There is one in Wall street. He may be seen every day, moving with eager and nervous motions, his face sharp and cadaverous, his eyes sending out a hard non-human expression, and his whole being concentrated in the one thing, money. Of that he has plenty enough—but what else has he? We know him not, yet we know enough of him. He is not to be envied. Through all his cash accounts, his secure standing, his keenness and success in business, we put him down as a poor devil. We put him at the head of the list.

Then a most determined “man of pleasure,” an industrious gentleman who makes it the business of his life to enjoy himself—yet fails. In fact he overdoes it. He works too strong in one direction. Pleasure (the real article) seldom responds to these who make a dead set after it—while on the other hand, it sometimes springs up, gay and impromptu, without warning, without preparation. Do you suppose the one who laughs the loudest, and carouses the oftenest, sees the most happiness?

We should also say that there are poor devils in some of the religious institutions, the churches. Excuse us, but the fact will not be denied. We know a man who is so deeply saturated with the belief of his illimitable sin, his “unworthiness,” that we are with pain compelled, (mentioning no names,) to bring him under the fearful heading of this article. The man we allude to is not a bad man—not very; but he himself has an idea, according to his statements, prayers, &c., that he is as the devil incarnate, even Belzebub. This idea rises with him in the morning, and lies down at night. So you see, good reader, how the want of a little self-esteem can make a poor devil!

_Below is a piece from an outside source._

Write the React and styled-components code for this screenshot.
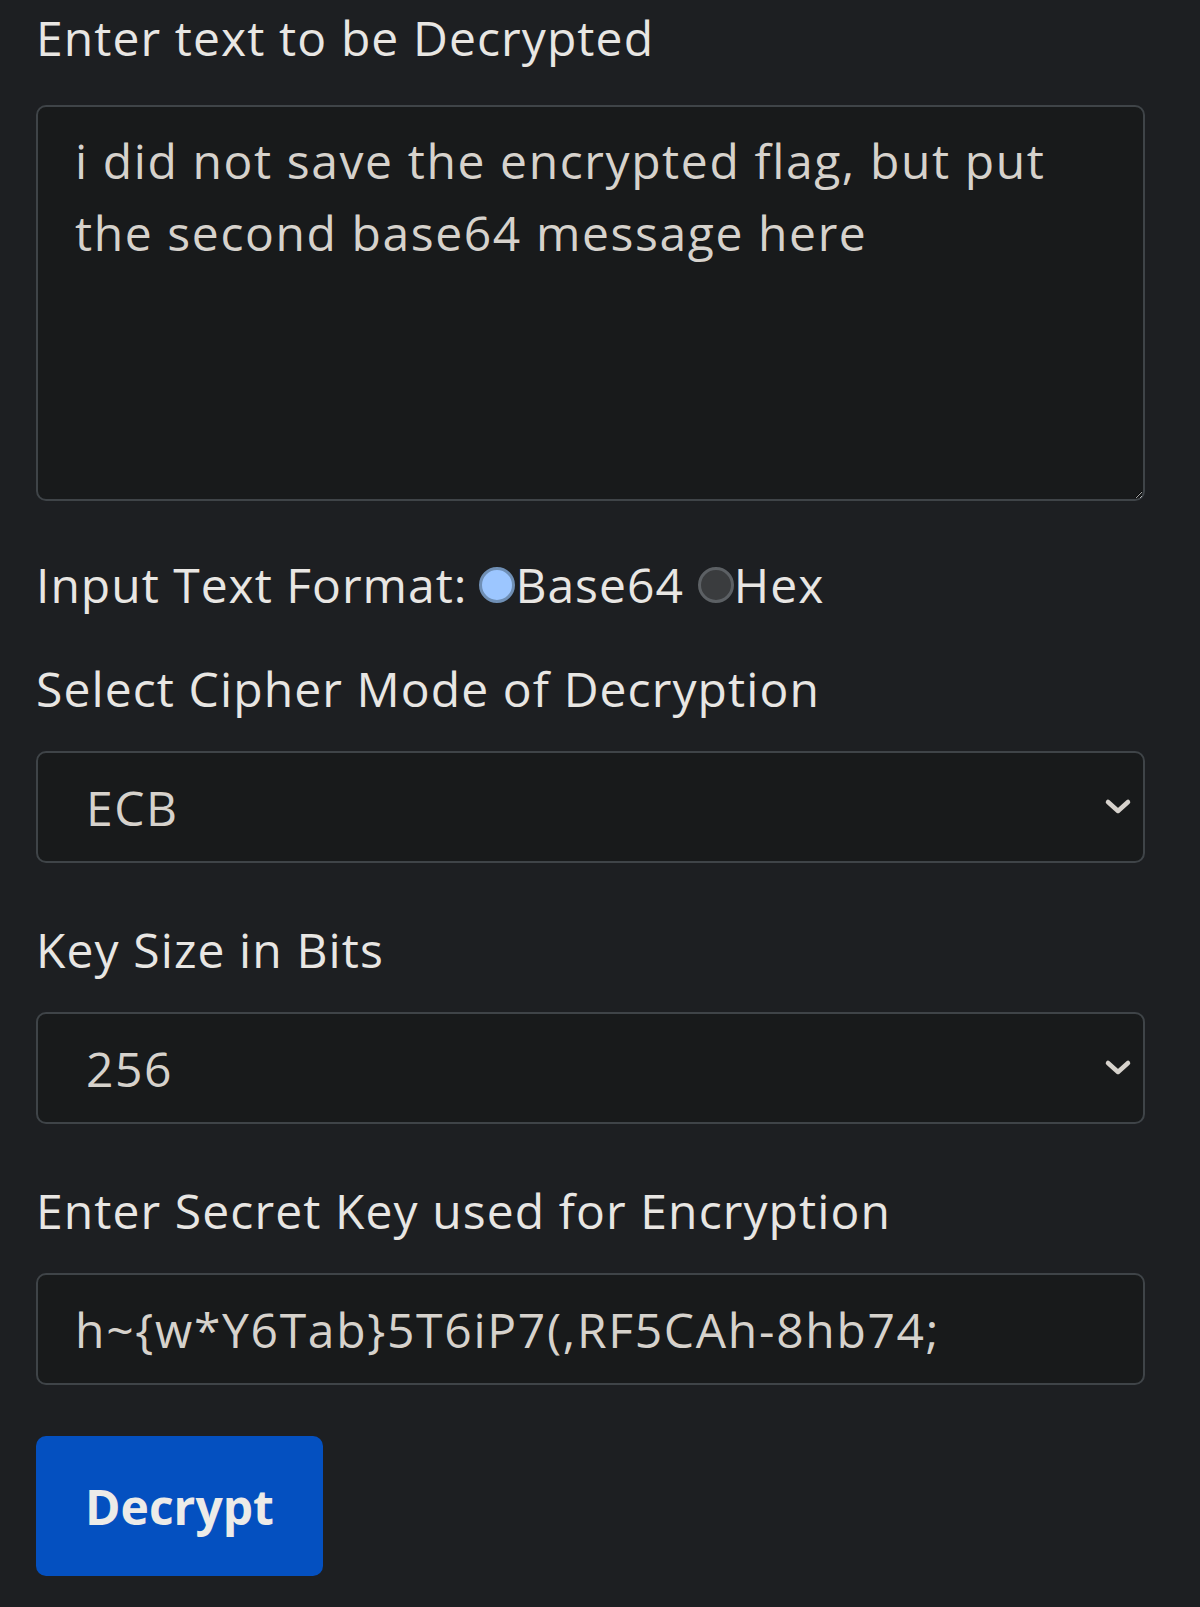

A literary poor devil! Behold him, an ill-dressed ghost, haunting the regions of Ann street, Nassau street, and Spruce street, in New York. He has partaken of a great many boarding-houses—being a kind of Wandering Jew of such places. An old-experienced land-lady would know him at a glance, and, without demur, would inform him, “every room occupied.” The literary poor devil is an eater of four-cent pieces of pie—also coffee and cakes. He has had engagements in different capacities in the newspapers. He has even dreamed of writing a book. He drinks lager beer; nor are his lips strangers to gin.

Thus we come to the base of the pyramid of poor devils—the substratum—that great body, the rummies. You may watch one of this sort from the beginning. Hogarth,1 in his day, pictured a type of one of them, in his “Rake’s Progress.” In New York and Brooklyn you perhaps note a young man, good-looking, well-dressed, hanging round the drinking saloons and barrooms. He picks up his living, after a fashion—but that sinister look out of the once candid and manly face tells it is not now by the trade he served a wholesome apprenticeship to. He drops down, down, little by little, lower and lower, and, in due time, a wreck of a man, points our moral as the most degraded of all the poor devils.